The idea was simple and a little silly: if you treat Soderbergh's SEEN, READ history as a sequence, one item after another, year after year, can you build something that predicts what he might consume next given a few recent entries? Not a giant production AI. Just a compact, playful end-to-end exercise in scraping, cleaning, and recommendation logic. Totally reasonable use of a weekend.

Here's what I pulled together for version one. I scraped all 17 yearly SEEN, READ posts (2009 through 2025), parsed them into a structured activity log, normalized the item names so the model could find patterns, and trained a lightweight transition recommender. Basically: given these recent items, what tends to come next in the sequence? Then I wrapped it in a simple local web app so you could actually query it.

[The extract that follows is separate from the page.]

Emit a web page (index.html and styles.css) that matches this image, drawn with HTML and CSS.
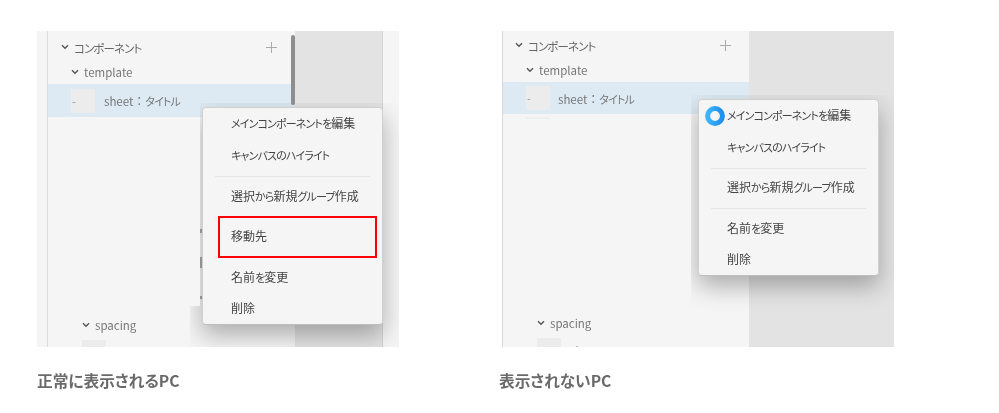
FILE: index.html
```html
<!DOCTYPE html>
<html lang="ja">
<head>
<meta charset="utf-8">
<title>表示比較</title>
<link rel="stylesheet" href="styles.css">
</head>
<body>
<main class="page">
  <figure class="shot shot-a">
    <div class="frame frame-a">
      <div class="gutter"></div>
      <section class="sidebar sidebar-a">
        <div class="row row-root">
          <svg class="chev" viewBox="0 0 8 6"><path d="M1 1.2 4 4.2 7 1.2"/></svg>
          <span class="jp"><span class="kana">コンポーネント</span></span>
          <svg class="plus" viewBox="0 0 11 11"><path d="M5.5 0V11M0 5.5H11"/></svg>
        </div>
        <div class="row row-group">
          <svg class="chev" viewBox="0 0 8 6"><path d="M1 1.2 4 4.2 7 1.2"/></svg>
          <span>template</span>
        </div>
        <div class="row row-selected">
          <span class="thumb">-</span>
          <span class="sheet">sheet<span class="colon">：</span><span class="kana">タイトル</span></span>
        </div>
        <div class="row row-spacing row-spacing-a">
          <svg class="chev" viewBox="0 0 8 6"><path d="M1 1.2 4 4.2 7 1.2"/></svg>
          <span>spacing</span>
        </div>
        <div class="thumb thumb-small"></div>
      </section>
      <div class="scrollbar"></div>
      <div class="canvas canvas-a"></div>
      <div class="edge"></div>
      <span class="tick tick-1"></span>
      <span class="tick tick-2"></span>
      <span class="tick tick-3"></span>
      <div class="menu menu-a">
        <div class="item"><span class="kana">メインコンポーネントを</span>編集</div>
        <div class="item"><span class="kana">キャンバスのハイライト</span></div>
        <hr class="sep">
        <div class="item">選択<span class="kana">から</span>新規<span class="kana">グループ</span>作成</div>
        <hr class="sep">
        <div class="item">移動先</div>
        <hr class="sep">
        <div class="item">名前<span class="kana">を</span>変更</div>
        <div class="item">削除</div>
      </div>
      <div class="highlight"></div>
    </div>
    <figcaption class="caption">正常に表示されるPC</figcaption>
  </figure>
  <figure class="shot shot-b">
    <div class="frame frame-b">
      <section class="sidebar sidebar-b">
        <div class="row row-root">
          <svg class="chev" viewBox="0 0 8 6"><path d="M1 1.2 4 4.2 7 1.2"/></svg>
          <span class="jp"><span class="kana">コンポーネント</span></span>
          <svg class="plus" viewBox="0 0 11 11"><path d="M5.5 0V11M0 5.5H11"/></svg>
        </div>
        <div class="row row-group">
          <svg class="chev" viewBox="0 0 8 6"><path d="M1 1.2 4 4.2 7 1.2"/></svg>
          <span>template</span>
        </div>
        <div class="row row-selected">
          <span class="thumb">-</span>
          <span class="sheet">sheet<span class="colon">：</span><span class="kana">タイトル</span></span>
        </div>
        <div class="thumb-sliver"></div>
        <div class="row row-spacing row-spacing-b">
          <svg class="chev" viewBox="0 0 8 6"><path d="M1 1.2 4 4.2 7 1.2"/></svg>
          <span>spacing</span>
        </div>
        <div class="row row-sheet-cut">
          <span class="thumb thumb-small"></span>
          <span class="sheet">sheet<span class="colon">：</span>25</span>
        </div>
      </section>
      <div class="canvas canvas-b"></div>
      <div class="menu menu-b">
        <div class="item"><span class="kana">メインコンポーネントを</span>編集</div>
        <div class="item"><span class="kana">キャンバスのハイライト</span></div>
        <hr class="sep">
        <div class="item">選択<span class="kana">から</span>新規<span class="kana">グループ</span>作成</div>
        <hr class="sep">
        <div class="item">名前<span class="kana">を</span>変更</div>
        <div class="item">削除</div>
      </div>
      <svg class="spinner" viewBox="0 0 20 20">
        <defs>
          <linearGradient id="ring" x1="0" y1="0" x2="1" y2="0">
            <stop offset="0" stop-color="#3fb4fb"/>
            <stop offset="1" stop-color="#1f8fee"/>
          </linearGradient>
        </defs>
        <circle cx="10" cy="10" r="7.4"/>
      </svg>
    </div>
    <figcaption class="caption">表示されないPC</figcaption>
  </figure>
</main>
</body>
</html>
```
FILE: styles.css
```css
* { box-sizing: border-box; }
html, body { margin: 0; padding: 0; background: #fff; }
body { width: 999px; height: 413px; overflow: hidden; font-family: "Noto Sans CJK JP", "Noto Sans", sans-serif; color: #555; }
.kana { font-size: 11px; letter-spacing: -.85px; font-feature-settings: "palt"; }
.colon { font-size: 12px; }
.page { display: flex; align-items: flex-start; padding: 31px 0 0 37px; }
.shot { margin: 0; }
.shot-a { width: 362px; }
.shot-b { width: 392px; margin-left: 103px; }
.frame { position: relative; height: 316px; display: flex; overflow: hidden; background: #f5f5f5; filter: blur(.35px); }
.frame-a { width: 362px; }
.frame-b { width: 392px; border-left: 1px solid #d8d8d8; }
.gutter { width: 11px; flex: none; border-right: 1px solid #dcdcdc; }
.sidebar { flex: none; display: flex; flex-direction: column; font-size: 11.5px; color: #777; }
.sidebar > * { flex: none; }
.sidebar-a { width: 247px; padding-top: 3px; }
.sidebar-b { width: 246px; padding-top: 1px; }
.row { display: flex; align-items: center; white-space: nowrap; }
.chev { width: 8px; height: 6px; flex: none; fill: none; stroke: #555; stroke-width: 1.4; }
.row-root { height: 26px; gap: 5px; }
.sidebar-a .row-root { padding-left: 13px; }
.sidebar-b .row-root { padding-left: 12px; }
.jp { font-size: 12px; color: #666; }
.jp .kana { font-size: 11.5px; letter-spacing: -.9px; }
.plus { width: 11px; height: 11px; flex: none; margin-left: auto; margin-right: 18px; fill: none; stroke: #aaa; stroke-width: 1; }
.row-group { height: 24px; padding-left: 23px; gap: 5px; }
.row-selected { background: #ddeaf3; padding-left: 23px; }
.sidebar-a .row-selected { height: 33px; }
.sidebar-b .row-selected { height: 32px; }
.thumb { width: 24px; height: 24px; background: #ececec; color: #999; display: flex; align-items: center; font-size: 11px; padding-left: 1px; flex: none; }
.sheet { margin-left: 9px; font-size: 11.5px; color: #777; }
.sidebar-b .sheet { margin-left: 8px; }
.thumb-sliver { width: 24px; height: 2px; margin: 3px 0 0 23px; background: #eeeeee; }
.row-spacing { height: 20px; gap: 5px; padding-left: 34px; }
.row-spacing-a { margin-top: 198px; }
.row-spacing-b { margin-top: 194px; }
.thumb-small { margin: 5px 0 0 34px; }
.row-sheet-cut .sheet { margin-top: 5px; margin-left: 9px; }
.scrollbar { position: absolute; left: 254px; top: 4px; width: 3.5px; height: 70px; border-radius: 2px; background: #8e8e8e; }
.canvas { flex: 1; background: #e3e3e3; }
.canvas-a { flex: none; width: 87px; }
.edge { flex: 1; border-left: 1px solid #d4d4d4; }
.tick { position: absolute; left: 163px; width: 2px; background: #a8a8a8; }
.tick-1 { top: 198px; height: 4px; }
.tick-2 { top: 226px; height: 11px; }
.tick-3 { top: 265px; height: 3px; }
.menu { position: absolute; background: #f5f5f5; border-radius: 4px; border: 1px solid #d0d0d0; border-bottom-color: #bdbdbd; box-shadow: 0 10px 24px rgba(0,0,0,.3); font-size: 12px; color: #444; }
.menu-a { left: 165px; top: 76px; width: 181px; height: 218px; clip-path: polygon(-2px -4px, 240px -4px, 240px 270px, -12px 270px, -12px 199px, -2px 199px); }
.menu-b { left: 195px; top: 68px; width: 181px; height: 177px; clip-path: polygon(-7px -4px, 240px -4px, 240px 240px, -7px 240px); }
.item { height: 31px; line-height: 29px; padding-left: 28px; white-space: nowrap; }
.menu .item:nth-child(2) { margin-top: 1px; }
.sep { height: 1px; margin: 5px 12px 4px; border: 0; background: #e6e6e6; }
.menu-a .sep:nth-child(5) { margin-bottom: 3px; }
.menu-b .sep:nth-child(3) { margin-bottom: 3px; }
.highlight { position: absolute; left: 181px; top: 185px; width: 159px; height: 42px; border: 2px solid #f00; }
.spinner { position: absolute; left: 202px; top: 75px; width: 20px; height: 20px; fill: #f6f6f6; stroke: url(#ring); stroke-width: 5; }
.caption { margin-top: 24px; font-size: 15.7px; line-height: 20px; font-weight: 700; color: #6a6a6a; font-feature-settings: "palt"; filter: blur(.3px); }
.shot-b .caption { margin-left: -3px; }
```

I may have over-engineered the part where I gave it a name.

The dataset ended up being surprisingly substantial for something so niche: 6,145 total logged items, 3,836 unique ones. At one point I had to ask myself: am I actually a Soderbergh fan? So I checked his full directing portfolio and realized I've only watched a fraction of it. Which means I now have a very long watchlist and zero excuses.

The results are fun. Sometimes the model surfaces genuinely Soderbergh-coded suggestions, the kind of thing you'd believe he'd put on. Sometimes it's charmingly wrong in ways that reveal something interesting about the data. Either way, it's more entertaining than a standard "you might also like" widget.

Want to see what it recommends? You can try the tool yourself right here: Soderbergh ML Tool (local demo, instructions included).

But honestly, the most fun part of this project was just spending time with the dataset, watching the shape of a person's creative appetite emerge from a list of titles over sixteen years.

Soderbergh consumes culture the way the rest of us breathe. Meanwhile I'm over here watching Below Deck and calling it research.

This is an unofficial fan project built out of genuine admiration. All source material comes from Steven Soderbergh's public SEEN, READ entries on Soderblog at extension765.com. No commercial use. No affiliation. Just a fan with a laptop and too much curiosity.